The night life was not a major part of our agenda so we usually retired early (by Cancun standards) and left the drunken revelries to those who've had more practice and ambition. We did enjoy some local dining--Pat O'Brian's and Zuppa's (Italian) were a hit, especially the drink balancing acts at O'Brian's, where sometimes drinks stacked 4 and 5 tiers high on the waiter's heads and were delivered (the drinks, not the waiter's heads) with nary a mishap to awed patrons.
If run professionally, the Melia Tourquesa could be a first class hotel. The structure was beautiful and imposing, angularly shaped like a Mayan temple, with marble being the most widely used building material, and it was not used sparingly. Decorations were tasteful, colorful plants and flowers heavily accented every area of the facility. Chairs and sofas in the public areas needed to be cleaned or replaced, but all in all, it was a nice place to stay, especially as most of one's time is spent outside in the beautiful blue winding pool, walking around the lush grounds, or laying prone in the sun on the beach.

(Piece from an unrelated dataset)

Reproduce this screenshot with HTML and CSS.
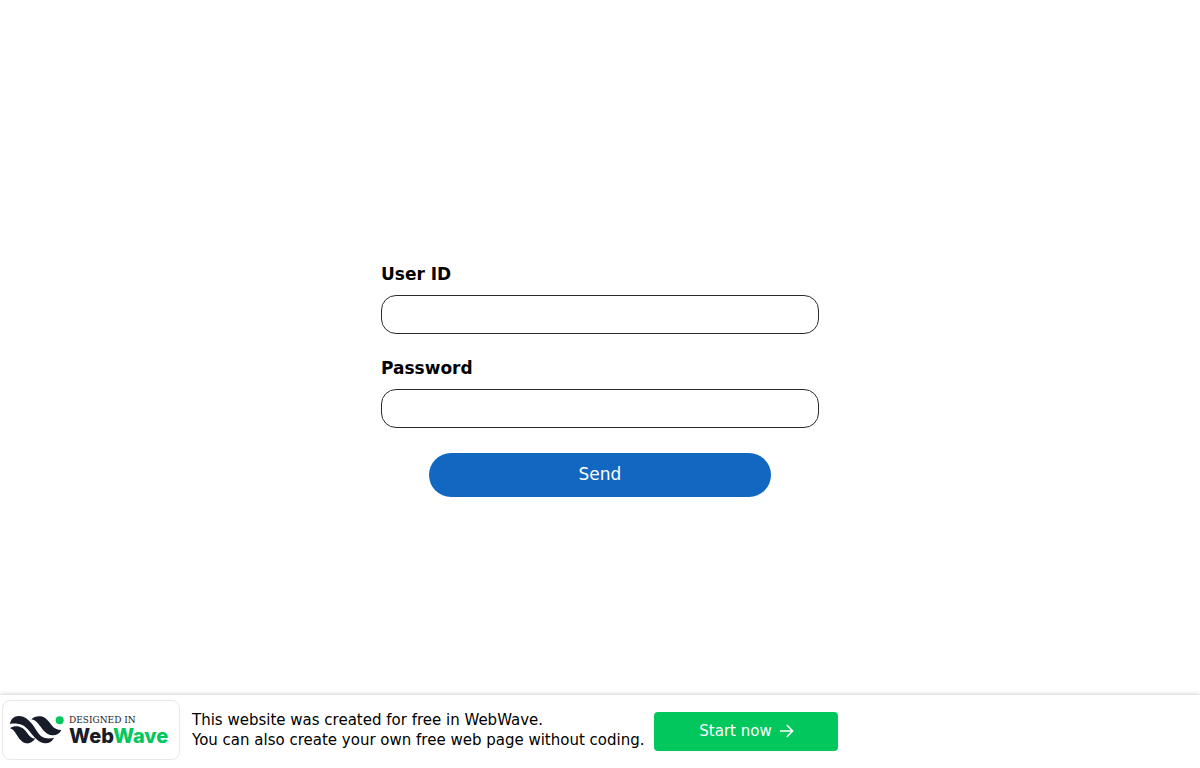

In my estimation the trip was a success. Barring certain situations and accommodations, a return could be envisioned with minor variations, but not for a number of years. There are so many other places to visit--with so little time. Besides, Melissa's new found motto is "I live to cruise," so that indicates the focus for the foreseeable future, apparently. We could be talked into a week's stay at Myrtle Beach, though, next year to celebrate mom and dad's 50th Anniversary and Family Reunion. We'd be glad to break a habit for that.
There is so much more to say about our first time in Mexico: the ubiquitous iguanas; the easy currency transactions; the sun, swimming, and sea. Three and a half hours of video tape can be browsed during your visit to Ann Arbor for those who want/crave more information. We would be happy to give anyone an audience. For reservations call 1-800-I Live 2 Cruise.